La quinoa è anche particolarmente ricca di fibre, necessarie per il funzionamento dell’intestino, e di molecole antiossidanti come vitamina E, selenio, manganese e di ferro e rame, importanti per la produzione dei globuli rossi.
Ci sono anche studi che l’accreditano come un cibo capace di favorire la longevità. Siano verità o suggestioni nate dall’atmosfera magica e fuori dal tempo degli altopiani andini, vale la pena dare alla quinoa un posto a tavola, non fosse altro perché è piacevole e versatile.

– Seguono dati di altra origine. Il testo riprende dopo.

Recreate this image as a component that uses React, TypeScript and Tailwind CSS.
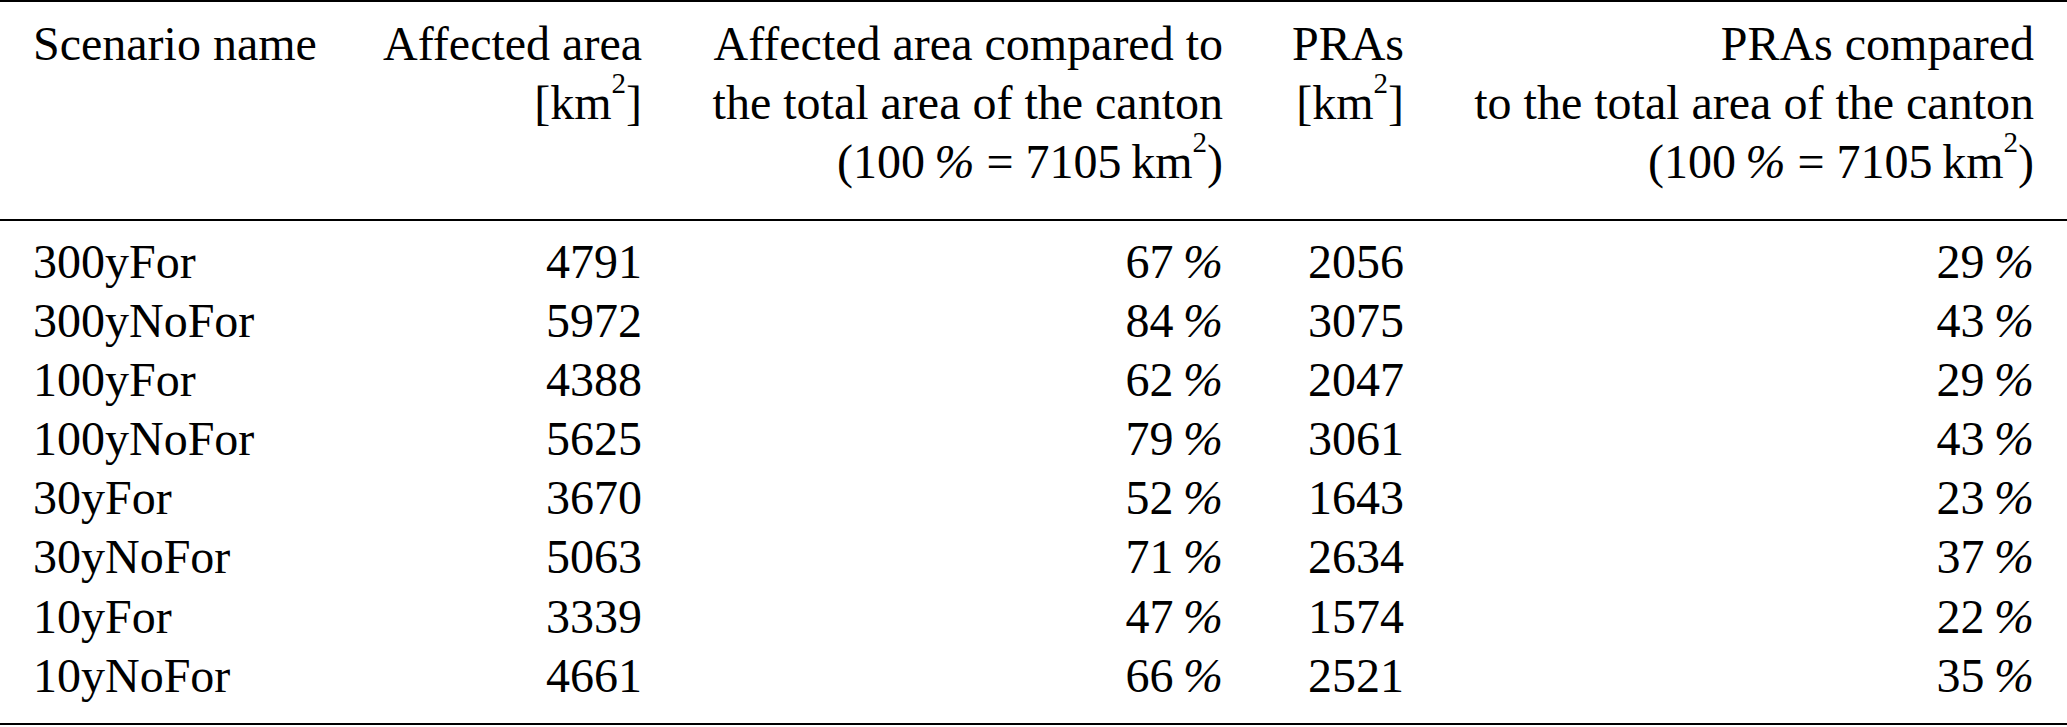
import React from 'react';

const rows = [
  { name: '300yFor', area: '4791', areaPct: '67', pra: '2056', praPct: '29' },
  { name: '300yNoFor', area: '5972', areaPct: '84', pra: '3075', praPct: '43' },
  { name: '100yFor', area: '4388', areaPct: '62', pra: '2047', praPct: '29' },
  { name: '100yNoFor', area: '5625', areaPct: '79', pra: '3061', praPct: '43' },
  { name: '30yFor', area: '3670', areaPct: '52', pra: '1643', praPct: '23' },
  { name: '30yNoFor', area: '5063', areaPct: '71', pra: '2634', praPct: '37' },
  { name: '10yFor', area: '3339', areaPct: '47', pra: '1574', praPct: '22' },
  { name: '10yNoFor', area: '4661', areaPct: '66', pra: '2521', praPct: '35' },
];

const cols = 'grid grid-cols-[307px_302px_581px_181px_630px] px-[33px]';

// superscript two, raised like the LaTeX one
const Sq = () => <span className="relative -top-[26px] text-[29px] leading-none">2</span>;

const Pct = () => <span className="italic">%</span>;

const Total = () => (
  <>
    (100{'\u2009'}
    <Pct /> = 7105{'\u2009'}km<Sq />)
  </>
);

export default function App() {
  return (
    <div
      className="w-[2067px] h-[727px] bg-white text-black text-[48px] leading-[59px]"
      style={{ fontFamily: '"Liberation Serif", "Times New Roman", serif' }}
    >
      <div className="h-[2px] bg-black" />

      {/* header */}
      <div className={`${cols} pt-[12px] pb-[28px]`}>
        <div>Scenario name</div>
        <div className="text-right">
          Affected area
          <br />
          [km<Sq />]
        </div>
        <div className="text-right">
          Affected area compared to
          <br />
          the total area of the canton
          <br />
          <Total />
        </div>
        <div className="text-right">
          PRAs
          <br />
          [km<Sq />]
        </div>
        <div className="text-right">
          PRAs compared
          <br />
          to the total area of the canton
          <br />
          <Total />
        </div>
      </div>

      <div className="h-[1.5px] bg-black" />

      {/* body */}
      <div className="pt-[11px] pb-[18px]">
        {rows.map((r) => (
          <div key={r.name} className={`${cols} h-[59.2px]`}>
            <div>{r.name}</div>
            <div className="text-right">{r.area}</div>
            <div className="text-right">
              {r.areaPct}
              {'\u2009'}
              <Pct />
            </div>
            <div className="text-right">{r.pra}</div>
            <div className="text-right">
              {r.praPct}
              {'\u2009'}
              <Pct />
            </div>
          </div>
        ))}
      </div>

      <div className="h-[2px] bg-black" />
    </div>
  );
}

L’unica ma importante avvertenza, per evitare qualsiasi effetto collaterale, è lasciare i semi in ammollo per dieci/quindici minuti e risciacquarli sempre e con cura sotto l’acqua corrente prima di cucinarli, a causa del loro contenuto di saponina, un glicoside di origine vegetale che può causare problemi gastrointestinali.
In insalata, come alternativa esotica al riso, ingrediente di una zuppa, come secondo e persino come dolce: gli utilizzi in cucina della quinoa sono tanti e ricalcano in parte quelli dei legumi e dei cereali, con il vantaggio di avere un prodotto interamente vegetale. Non a caso il quotidiano inglese Guardian l’ha ribattezzata, con qualche imprecisione scientifica, ma con effetto di grande suggestione, il «beluga dei cereali».